_ENTRIES_
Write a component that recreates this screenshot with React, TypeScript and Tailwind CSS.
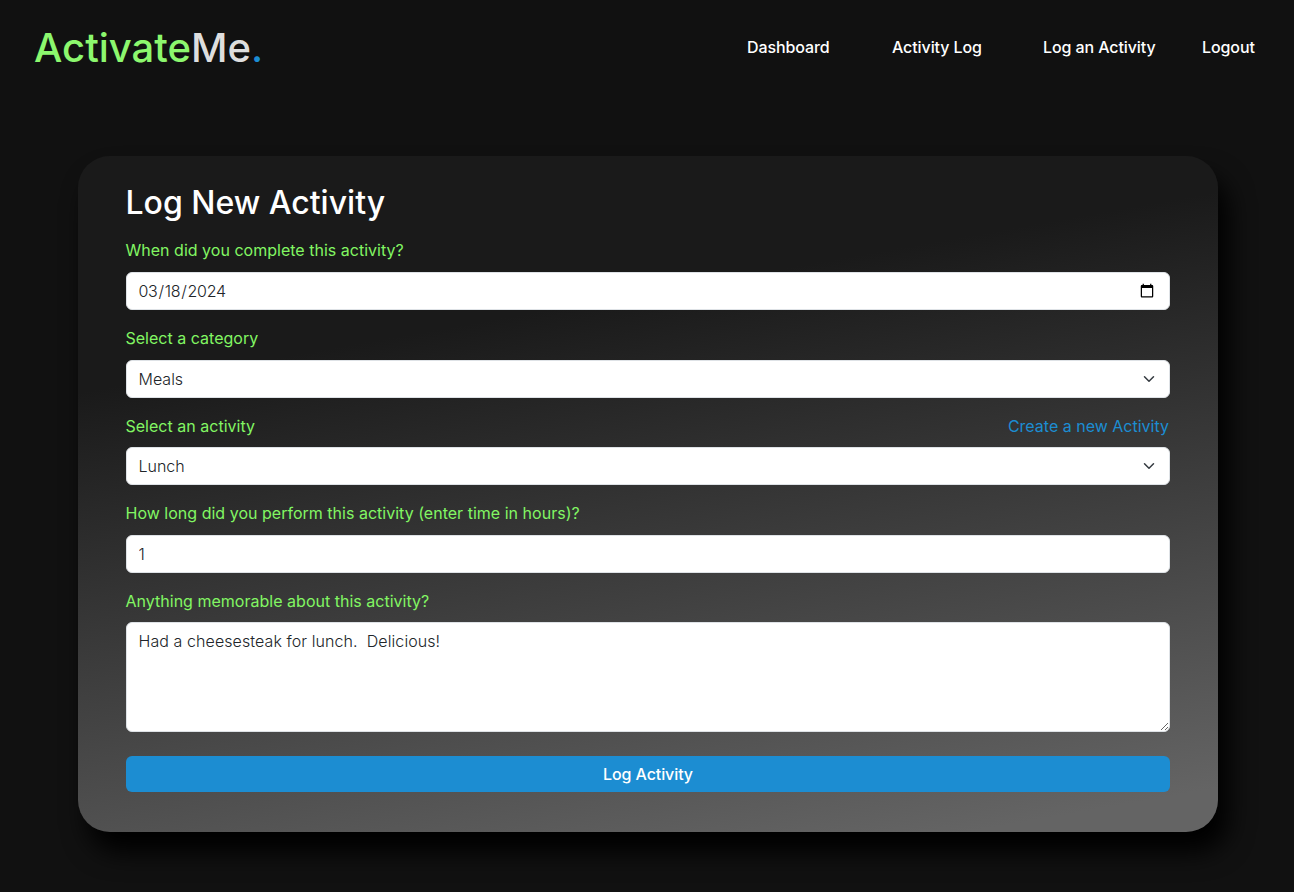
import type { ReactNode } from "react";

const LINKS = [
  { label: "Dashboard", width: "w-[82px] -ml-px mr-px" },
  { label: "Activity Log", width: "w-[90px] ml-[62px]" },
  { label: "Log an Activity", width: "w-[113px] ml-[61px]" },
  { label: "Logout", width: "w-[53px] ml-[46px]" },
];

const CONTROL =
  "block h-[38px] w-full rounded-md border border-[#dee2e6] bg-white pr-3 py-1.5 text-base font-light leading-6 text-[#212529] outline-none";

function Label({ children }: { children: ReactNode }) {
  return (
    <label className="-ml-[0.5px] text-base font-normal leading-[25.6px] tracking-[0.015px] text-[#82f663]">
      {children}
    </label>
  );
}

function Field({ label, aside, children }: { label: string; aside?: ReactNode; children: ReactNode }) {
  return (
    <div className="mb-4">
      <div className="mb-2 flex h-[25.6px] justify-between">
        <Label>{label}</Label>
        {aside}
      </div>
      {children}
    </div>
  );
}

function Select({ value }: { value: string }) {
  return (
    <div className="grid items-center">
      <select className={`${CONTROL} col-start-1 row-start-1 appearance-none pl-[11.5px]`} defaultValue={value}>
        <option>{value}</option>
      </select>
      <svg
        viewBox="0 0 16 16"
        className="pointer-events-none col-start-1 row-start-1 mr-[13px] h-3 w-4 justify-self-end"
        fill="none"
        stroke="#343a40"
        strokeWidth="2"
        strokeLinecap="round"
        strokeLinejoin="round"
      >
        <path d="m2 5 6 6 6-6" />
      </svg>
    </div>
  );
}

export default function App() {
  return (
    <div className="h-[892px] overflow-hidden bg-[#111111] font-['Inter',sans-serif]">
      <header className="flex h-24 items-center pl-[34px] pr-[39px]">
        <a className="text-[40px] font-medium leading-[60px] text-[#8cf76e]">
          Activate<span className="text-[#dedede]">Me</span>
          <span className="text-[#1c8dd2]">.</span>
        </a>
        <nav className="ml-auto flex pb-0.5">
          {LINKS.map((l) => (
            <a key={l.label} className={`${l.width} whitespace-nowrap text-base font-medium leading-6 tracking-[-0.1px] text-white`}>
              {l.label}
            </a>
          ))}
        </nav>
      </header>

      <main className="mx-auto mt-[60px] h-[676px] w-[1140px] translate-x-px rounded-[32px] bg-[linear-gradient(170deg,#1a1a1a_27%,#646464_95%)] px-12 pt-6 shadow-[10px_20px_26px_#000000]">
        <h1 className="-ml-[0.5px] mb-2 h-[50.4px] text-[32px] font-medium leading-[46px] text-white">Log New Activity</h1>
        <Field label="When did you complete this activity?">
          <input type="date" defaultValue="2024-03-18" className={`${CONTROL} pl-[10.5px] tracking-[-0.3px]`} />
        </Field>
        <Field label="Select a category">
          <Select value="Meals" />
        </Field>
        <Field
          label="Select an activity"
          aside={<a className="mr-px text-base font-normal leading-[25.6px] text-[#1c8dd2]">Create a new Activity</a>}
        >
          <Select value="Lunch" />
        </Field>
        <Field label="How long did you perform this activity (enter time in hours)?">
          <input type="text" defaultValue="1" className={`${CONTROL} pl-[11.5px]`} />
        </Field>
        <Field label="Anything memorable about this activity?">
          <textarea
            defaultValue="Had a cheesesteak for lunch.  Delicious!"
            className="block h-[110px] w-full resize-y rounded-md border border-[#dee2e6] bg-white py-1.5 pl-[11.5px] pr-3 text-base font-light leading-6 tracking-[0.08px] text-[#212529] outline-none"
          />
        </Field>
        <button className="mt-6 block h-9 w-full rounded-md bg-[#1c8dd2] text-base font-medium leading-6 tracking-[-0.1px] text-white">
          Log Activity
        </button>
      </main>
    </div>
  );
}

--

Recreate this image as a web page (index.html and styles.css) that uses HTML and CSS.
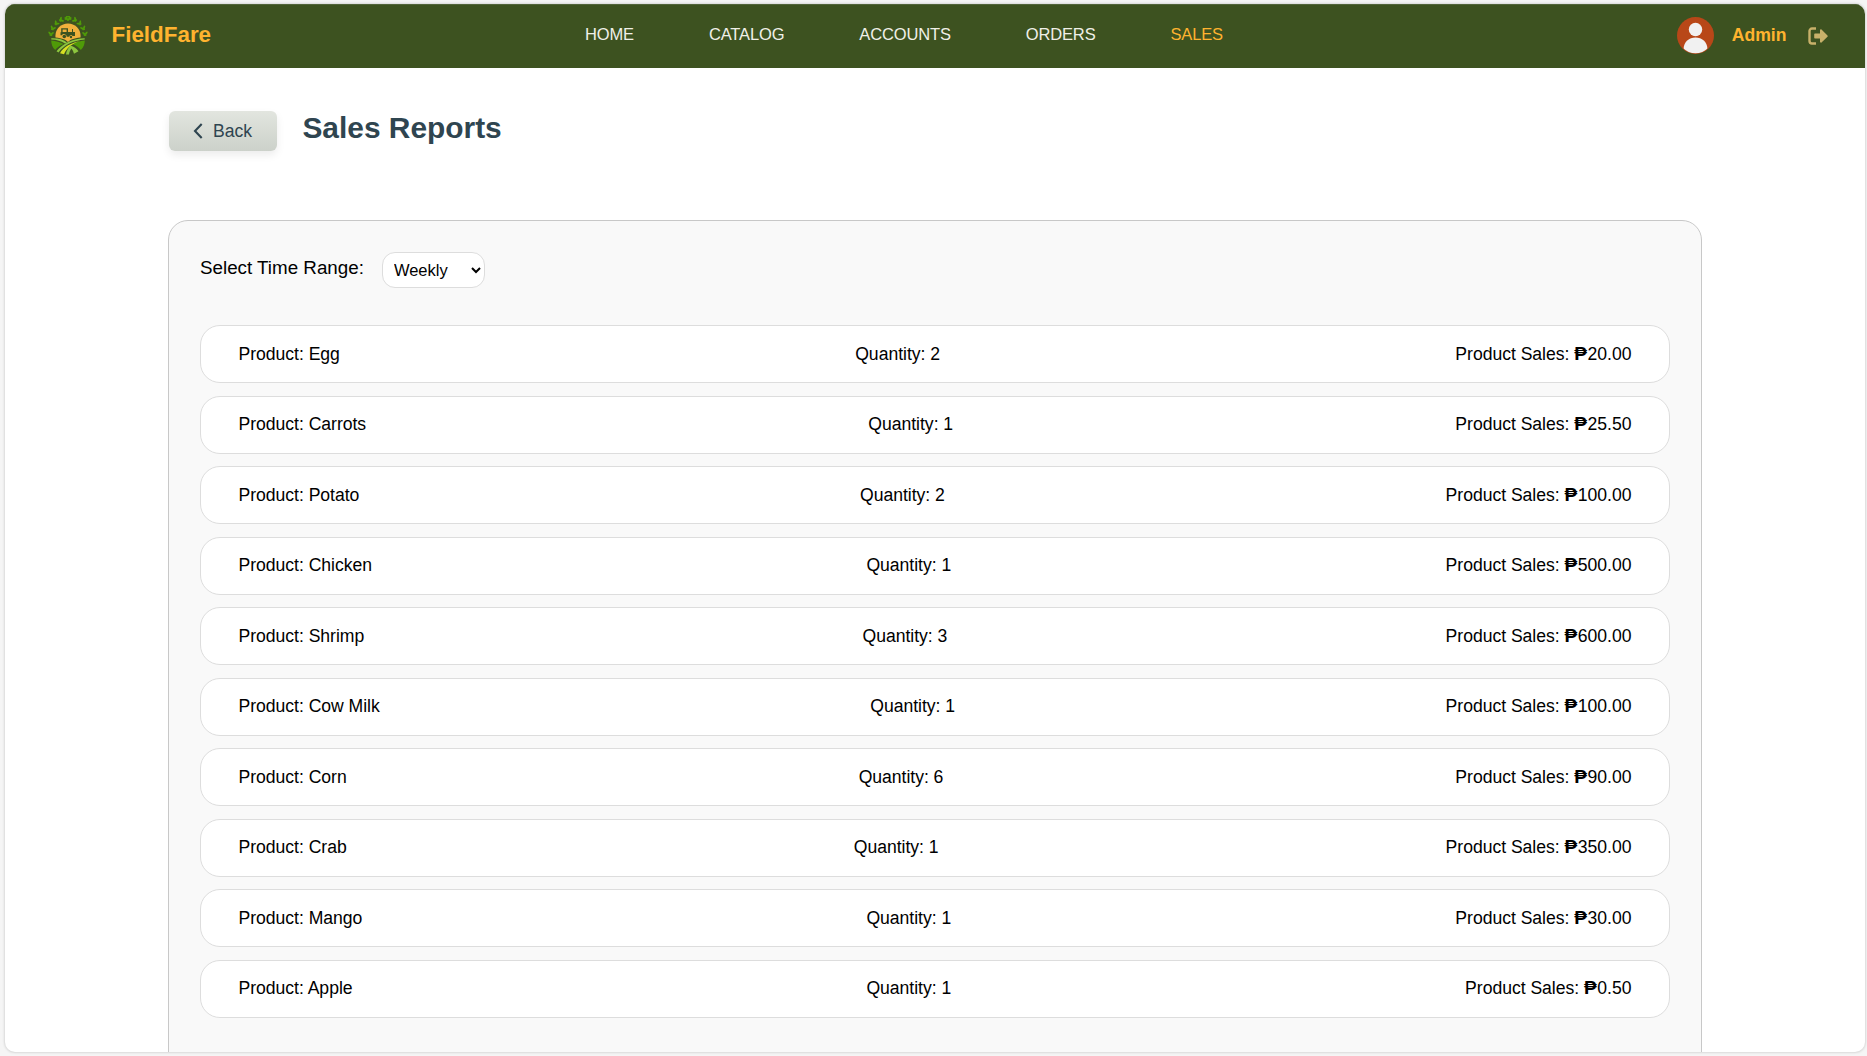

_EXERCISE BRIEF_
Repeat exactly the part that opens with the line containing "Write a component" and closes with the line containing "h-[38px] w-full rounded-md". Include both end lines, and drop the pictures.

_RESPONSE TO THE EXERCISE_
Write a component that recreates this screenshot with React, TypeScript and Tailwind CSS.
import type { ReactNode } from "react";

const LINKS = [
  { label: "Dashboard", width: "w-[82px] -ml-px mr-px" },
  { label: "Activity Log", width: "w-[90px] ml-[62px]" },
  { label: "Log an Activity", width: "w-[113px] ml-[61px]" },
  { label: "Logout", width: "w-[53px] ml-[46px]" },
];

const CONTROL =
  "block h-[38px] w-full rounded-md border border-[#dee2e6] bg-white pr-3 py-1.5 text-base font-light leading-6 text-[#212529] outline-none";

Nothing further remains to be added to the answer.